#### Data provided ####
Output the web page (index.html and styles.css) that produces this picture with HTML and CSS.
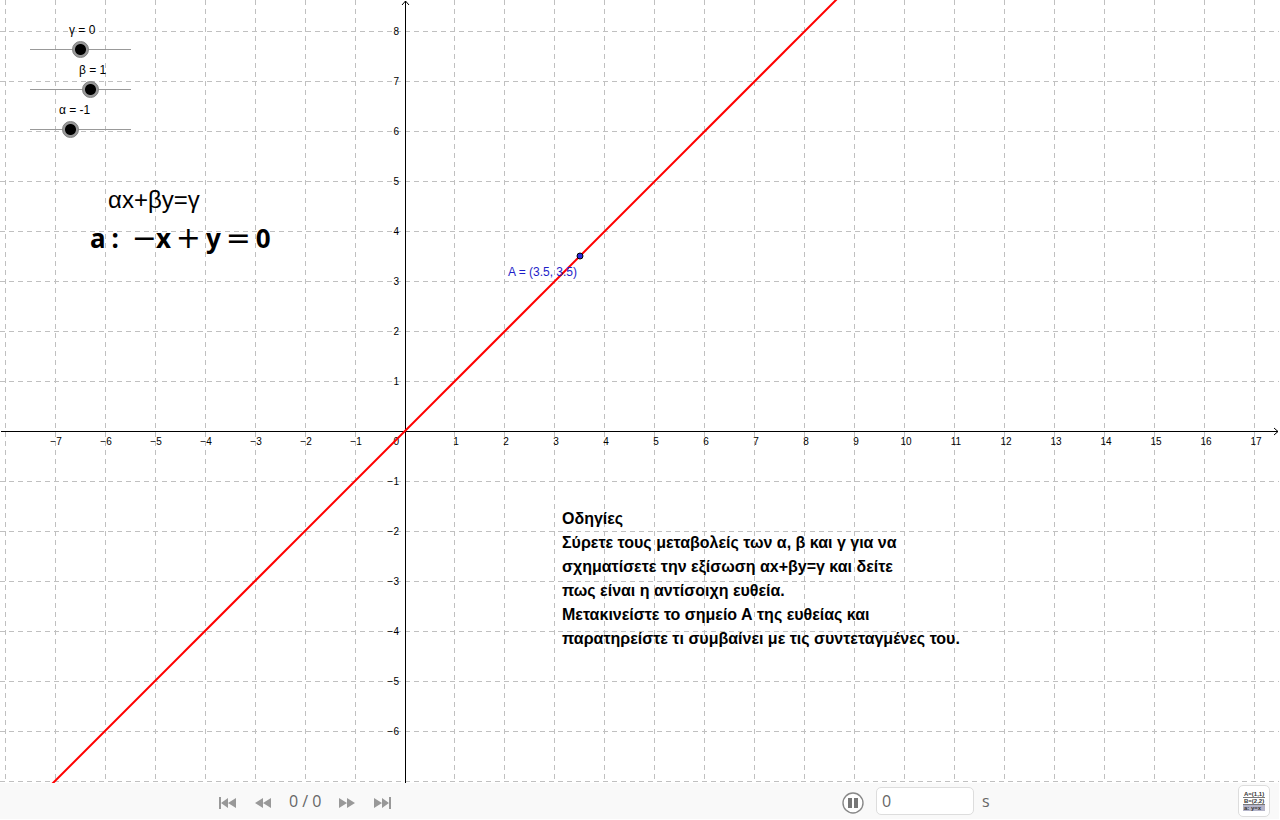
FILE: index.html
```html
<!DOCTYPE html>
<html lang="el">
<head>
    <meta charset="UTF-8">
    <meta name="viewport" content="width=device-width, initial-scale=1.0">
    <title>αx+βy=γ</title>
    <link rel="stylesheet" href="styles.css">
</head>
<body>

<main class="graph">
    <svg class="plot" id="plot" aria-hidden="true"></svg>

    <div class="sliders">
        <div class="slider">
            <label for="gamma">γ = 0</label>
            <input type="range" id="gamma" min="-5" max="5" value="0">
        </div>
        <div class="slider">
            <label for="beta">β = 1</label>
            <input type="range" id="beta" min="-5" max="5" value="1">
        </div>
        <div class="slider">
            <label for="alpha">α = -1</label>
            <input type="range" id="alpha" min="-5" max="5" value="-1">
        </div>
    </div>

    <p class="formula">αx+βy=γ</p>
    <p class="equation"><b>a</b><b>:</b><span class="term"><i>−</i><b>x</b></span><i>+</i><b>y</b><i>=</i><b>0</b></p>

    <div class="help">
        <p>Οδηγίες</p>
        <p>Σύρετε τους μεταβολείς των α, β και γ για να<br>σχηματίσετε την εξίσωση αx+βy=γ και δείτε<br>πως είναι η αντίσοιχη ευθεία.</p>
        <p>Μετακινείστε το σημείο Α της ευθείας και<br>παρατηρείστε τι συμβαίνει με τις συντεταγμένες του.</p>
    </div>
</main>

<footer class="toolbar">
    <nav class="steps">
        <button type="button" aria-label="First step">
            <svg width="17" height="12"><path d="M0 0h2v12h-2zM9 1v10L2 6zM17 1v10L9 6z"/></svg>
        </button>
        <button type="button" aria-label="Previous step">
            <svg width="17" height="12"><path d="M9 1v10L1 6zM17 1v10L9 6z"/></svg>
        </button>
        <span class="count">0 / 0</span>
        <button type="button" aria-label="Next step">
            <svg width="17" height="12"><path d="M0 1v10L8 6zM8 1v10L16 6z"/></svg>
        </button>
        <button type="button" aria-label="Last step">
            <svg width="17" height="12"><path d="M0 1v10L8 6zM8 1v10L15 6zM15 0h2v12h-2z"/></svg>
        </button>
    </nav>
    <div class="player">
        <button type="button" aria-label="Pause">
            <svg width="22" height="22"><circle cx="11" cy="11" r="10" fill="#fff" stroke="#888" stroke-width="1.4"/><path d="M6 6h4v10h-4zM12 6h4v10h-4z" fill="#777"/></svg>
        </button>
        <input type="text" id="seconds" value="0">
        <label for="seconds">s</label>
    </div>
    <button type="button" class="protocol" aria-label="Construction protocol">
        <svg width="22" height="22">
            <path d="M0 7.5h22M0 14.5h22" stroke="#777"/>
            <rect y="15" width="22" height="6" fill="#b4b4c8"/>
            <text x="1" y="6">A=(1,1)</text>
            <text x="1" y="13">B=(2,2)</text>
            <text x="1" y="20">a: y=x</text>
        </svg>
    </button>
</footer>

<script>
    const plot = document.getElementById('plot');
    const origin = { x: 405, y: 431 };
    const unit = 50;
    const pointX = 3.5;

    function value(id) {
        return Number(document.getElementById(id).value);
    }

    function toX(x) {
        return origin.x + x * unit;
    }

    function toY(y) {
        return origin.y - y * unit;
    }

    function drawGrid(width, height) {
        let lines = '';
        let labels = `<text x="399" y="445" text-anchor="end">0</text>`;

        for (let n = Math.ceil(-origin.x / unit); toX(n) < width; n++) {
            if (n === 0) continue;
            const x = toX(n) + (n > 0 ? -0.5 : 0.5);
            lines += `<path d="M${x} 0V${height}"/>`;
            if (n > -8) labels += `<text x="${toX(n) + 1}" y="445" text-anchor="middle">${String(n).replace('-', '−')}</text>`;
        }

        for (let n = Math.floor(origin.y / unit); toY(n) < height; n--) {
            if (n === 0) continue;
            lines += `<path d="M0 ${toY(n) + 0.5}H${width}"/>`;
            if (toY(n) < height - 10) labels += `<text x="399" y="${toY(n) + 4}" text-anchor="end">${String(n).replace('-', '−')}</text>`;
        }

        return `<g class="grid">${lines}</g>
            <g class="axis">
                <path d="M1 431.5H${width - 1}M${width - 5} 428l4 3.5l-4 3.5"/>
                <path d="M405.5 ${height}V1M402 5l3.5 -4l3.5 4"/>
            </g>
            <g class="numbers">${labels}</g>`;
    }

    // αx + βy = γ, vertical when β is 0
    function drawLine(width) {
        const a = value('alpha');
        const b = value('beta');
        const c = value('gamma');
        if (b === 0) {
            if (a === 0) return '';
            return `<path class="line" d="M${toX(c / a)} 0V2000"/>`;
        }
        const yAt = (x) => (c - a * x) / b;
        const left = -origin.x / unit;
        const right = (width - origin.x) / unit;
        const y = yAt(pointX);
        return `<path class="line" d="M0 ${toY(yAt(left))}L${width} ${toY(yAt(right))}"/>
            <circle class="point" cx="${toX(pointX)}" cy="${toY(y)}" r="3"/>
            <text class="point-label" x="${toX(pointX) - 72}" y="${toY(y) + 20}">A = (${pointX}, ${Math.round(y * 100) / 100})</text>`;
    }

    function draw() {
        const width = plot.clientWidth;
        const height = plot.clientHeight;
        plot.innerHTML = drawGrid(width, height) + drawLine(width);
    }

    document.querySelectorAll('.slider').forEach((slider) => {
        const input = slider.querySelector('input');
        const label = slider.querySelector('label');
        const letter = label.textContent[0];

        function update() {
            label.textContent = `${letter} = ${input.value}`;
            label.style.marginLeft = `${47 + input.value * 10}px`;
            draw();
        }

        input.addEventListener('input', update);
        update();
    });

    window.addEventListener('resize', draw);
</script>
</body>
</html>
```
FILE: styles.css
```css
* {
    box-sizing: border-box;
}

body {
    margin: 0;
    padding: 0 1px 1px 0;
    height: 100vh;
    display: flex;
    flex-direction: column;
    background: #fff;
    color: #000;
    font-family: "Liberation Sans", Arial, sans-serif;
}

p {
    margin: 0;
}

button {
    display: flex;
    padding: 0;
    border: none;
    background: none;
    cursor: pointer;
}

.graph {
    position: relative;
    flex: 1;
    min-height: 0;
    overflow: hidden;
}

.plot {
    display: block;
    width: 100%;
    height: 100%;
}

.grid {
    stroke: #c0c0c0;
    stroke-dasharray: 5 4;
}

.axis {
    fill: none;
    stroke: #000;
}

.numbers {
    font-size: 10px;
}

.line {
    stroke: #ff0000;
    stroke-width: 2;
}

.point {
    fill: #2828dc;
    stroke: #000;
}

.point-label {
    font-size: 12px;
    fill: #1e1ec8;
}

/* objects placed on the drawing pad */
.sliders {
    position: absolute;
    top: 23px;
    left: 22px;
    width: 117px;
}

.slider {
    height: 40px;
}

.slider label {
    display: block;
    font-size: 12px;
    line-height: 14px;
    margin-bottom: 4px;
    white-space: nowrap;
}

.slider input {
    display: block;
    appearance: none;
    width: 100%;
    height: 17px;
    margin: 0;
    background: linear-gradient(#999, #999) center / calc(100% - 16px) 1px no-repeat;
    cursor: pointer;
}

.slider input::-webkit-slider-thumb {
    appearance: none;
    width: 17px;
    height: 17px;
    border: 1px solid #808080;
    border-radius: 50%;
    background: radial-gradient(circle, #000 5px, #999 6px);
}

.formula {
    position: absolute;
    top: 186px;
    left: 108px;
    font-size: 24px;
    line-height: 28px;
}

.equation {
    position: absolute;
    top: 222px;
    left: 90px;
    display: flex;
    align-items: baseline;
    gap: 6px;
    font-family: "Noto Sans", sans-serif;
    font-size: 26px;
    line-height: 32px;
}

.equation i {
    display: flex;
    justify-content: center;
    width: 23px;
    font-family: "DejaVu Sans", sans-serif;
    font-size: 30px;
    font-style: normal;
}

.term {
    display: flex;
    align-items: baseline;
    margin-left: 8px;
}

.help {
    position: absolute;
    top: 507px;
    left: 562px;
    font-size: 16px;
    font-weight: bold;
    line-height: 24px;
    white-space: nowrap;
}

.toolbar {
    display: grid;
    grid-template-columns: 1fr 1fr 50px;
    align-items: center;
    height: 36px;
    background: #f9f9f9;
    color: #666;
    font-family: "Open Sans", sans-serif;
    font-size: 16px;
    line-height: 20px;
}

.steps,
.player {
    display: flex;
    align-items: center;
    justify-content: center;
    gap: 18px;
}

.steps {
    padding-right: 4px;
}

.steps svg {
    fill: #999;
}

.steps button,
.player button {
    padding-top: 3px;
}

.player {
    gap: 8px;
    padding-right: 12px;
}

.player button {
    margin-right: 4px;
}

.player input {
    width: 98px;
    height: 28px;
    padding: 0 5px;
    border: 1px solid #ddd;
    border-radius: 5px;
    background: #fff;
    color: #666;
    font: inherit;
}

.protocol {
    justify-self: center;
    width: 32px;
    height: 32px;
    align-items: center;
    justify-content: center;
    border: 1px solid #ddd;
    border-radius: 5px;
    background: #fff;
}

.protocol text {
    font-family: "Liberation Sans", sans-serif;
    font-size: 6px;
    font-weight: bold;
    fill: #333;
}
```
####
**Task objective**: For the listing above, identify each line bearing "index".

**Task answer**:
Output the web page (index.html and styles.css) that produces this picture with HTML and CSS.
FILE: index.html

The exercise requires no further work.